WASHINGTON — The Obama administration’s push to expand the number of white collar workers eligible for overtime pay could have significant unintended and adverse consequences for businesses and workers, according to a new study released Tuesday by the National Retail Federation. The Department of Labor, under direction from President Obama, has sent a proposed change to overtime rules to the Office of Management and Budget for review and plans to make its proposed rule change public soon.

But the NRF, which includes members such as Macy’s Inc., J.C. Penney Co. Inc. and Wal-Mart Stores Inc., is going on the offensive with the  report conducted by Oxford Economics, an independent global advisory and forecasting firm originally established in conjunction with Oxford University’s business college.

“The consequences of this rule would be real, in terms of higher costs for businesses and less opportunity for employees to move up the career ladder from associate to manager,” said David French, senior vice president of government relations at the NRF. “The overtime rules would hollow out middle-management careers and middle-class opportunities for millions of workers.”

Under the Fair Labor Standards Act, hourly wage workers are generally paid time and a half for more than 40 hours a week if they earn below a certain salary, but a white collar exemption prevents many salaried executives, managers, supervisors and administrators from receiving overtime, according to the administration.

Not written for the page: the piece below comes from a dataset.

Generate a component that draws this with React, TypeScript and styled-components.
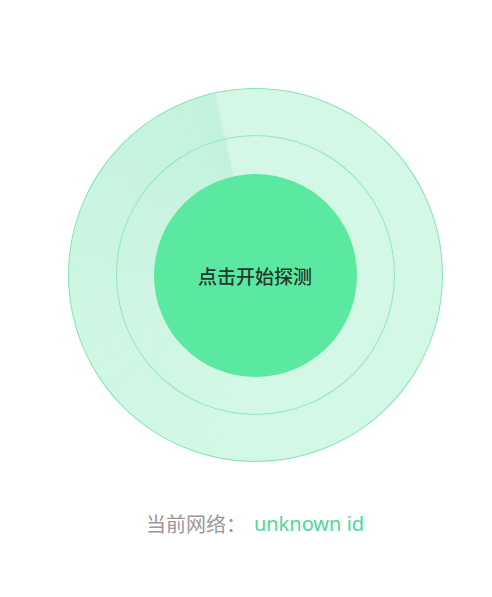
import React from 'react';
import styled, { createGlobalStyle } from 'styled-components';

/* ── page reset ─────────────────────────────────────────── */
const Global = createGlobalStyle`
  html, body {
    margin: 0;
    background: #ffffff;
    font-family: 'Noto Sans', 'Noto Sans CJK SC', sans-serif;
  }
`;

/* ── layout wrappers ───────────────────────────────────── */
const Page = styled.main`
  display: flex;
  flex-direction: column;
  align-items: center;
  width: 492px;
  box-sizing: border-box;
  padding: 88px 0 0 18px;
`;

/* ── radar: outer disc with a sweep, ring, core ────────── */
const Radar = styled.div`
  width: 375px;
  height: 374px;
  box-sizing: border-box;
  border-radius: 50%;
  border: 1px solid #86e3b9;
  background: conic-gradient(
    from 0deg,
    #d4f8e5 0deg,
    #d3f8e5 190deg,
    #cef6e2 260deg,
    #c8f4df 310deg,
    #c2f2dd 347deg,
    #d4f8e5 348deg
  );
  display: flex;
  align-items: center;
  justify-content: center;
`;

const Ring = styled.div`
  width: 279px;
  height: 280px;
  box-sizing: border-box;
  border-radius: 50%;
  border: 1px solid #92e6c0;
  display: flex;
  align-items: center;
  justify-content: center;
`;

const Core = styled.button`
  width: 203px;
  height: 203px;
  border: none;
  border-radius: 50%;
  background: #5be8a0;
  display: flex;
  align-items: center;
  justify-content: center;
  padding: 0;
  cursor: pointer;
  font-family: 'Noto Sans CJK SC', sans-serif;
  font-size: 19px;
  font-weight: 500;
  color: #26392f;
`;

/* ── network status line ───────────────────────────────── */
const Status = styled.p`
  margin: 48px 0 0;
  display: flex;
  align-items: center;
  line-height: 28px;
  font-size: 20px;
`;

const Label = styled.span`
  font-family: 'Noto Sans CJK SC', sans-serif;
  color: #999999;
  margin-right: 8px;
`;

const Value = styled.span`
  font-family: 'Noto Sans', sans-serif;
  font-size: 20px;
  color: #4fd898;
`;

/* ── component ─────────────────────────────────────────── */
const App: React.FC = () => (
  <>
    <Global />
    <Page>
      <Radar>
        <Ring>
          <Core>点击开始探测</Core>
        </Ring>
      </Radar>

      <Status>
        <Label>当前网络：</Label>
        <Value>unknown id</Value>
      </Status>
    </Page>
  </>
);

export default App;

The threshold for overtime eligibility was set at $455 a week, or about $23,660 a year, in 2004. The administration said the threshold is below today’s poverty line for a worker supporting a family of four.

Obama aims to change that by bypassing Congress and using his executive authority — a lightning rod for Republicans in control of the House and Senate — to lift the floor on overtime eligibility.

“If your salary is even a dollar above the current threshold, you may not be guaranteed overtime,” Obama said last year when he issued a memorandum directing the Labor Department to update and simplify the rules. “It doesn’t matter if what you do is mostly physical work like stocking shelves, it doesn’t matter if you’re working 50 or 60 or 70 hours a week, your employer doesn’t have to pay you a single extra dime, and I think that’s wrong. It doesn’t make sense that in some cases this rule actually makes it possible for salaried workers to be paid less than the minimum wage.”

Oxford studied three scenarios of modified overtime rules in its report for the NRF, assessing the impact of new salary thresholds of $610, $808 and $984 a week. Under the current $455 a week threshold, about 3.3 million salaried workers across all U.S. retail and restaurant industries are exempt from overtime pay eligibility, according to the report.

Under the scenario the NRF believes is most likely, if the threshold is raised to $808 a week, or $42,016 a year, about 1.7 million workers who are currently exempt from overtime could be affected. Of those affected, 97,000 workers could have their salaries raised by an estimated $1,700, but they could also see an equal reduction in bonuses and benefits. About 351,000 would be converted from exempt salary to nonexempt hourly and earn nearly $3.6 billion, or $10,200 a worker, but employers will likely modify their base wages so each worker would not see any real income gain, the report concluded. The potential cost to U.S. retailers and restaurants could be $5.2 billion a year, under the assumption that businesses make no changes to offset increased costs.

The report found that it is “highly unlikely” that employers would absorb the additional costs without making “significant adjustments in the structure of their workplaces.”

Oxford analyzed academic research and interviewed retail and restaurant industry experts and found they could lower hourly rates of pay, cut bonuses and benefits to increase base salaries above the new threshold, and reduce some workers’ hours to fewer than 40 a week to avoid paying overtime.

 “The net results of these changes would be an accelerated hollowing-out of low-level professional and administrative functions, as firms centralize their management structures to rely on a smaller number of genuine managers and professionals,” the report said. “Workplaces would become more hierarchical, and inequality would increase. Lower-level employees currently covered by overtime law would find it harder to rise into the professional ranks as the number of mid-level salaried positions contract.”

Richard Trumka, president of the AFL-CIO, said recently, “Raising wages is the issue of our time. And President Obama has a tremendous chance to raise the wages of millions of Americans out there. We’re urging him to go bold and to not dilute the overtime regulation that’s about to come out.”

Trumka has said the minimum threshold for overtime eligibility should be $51,168. “Give America a raise, Mr. President. We need it. We deserve it. We have to have it.”

The bottom line, according to the report, “Some employees may gain from this change, but an offsetting number will see compensation reduced.”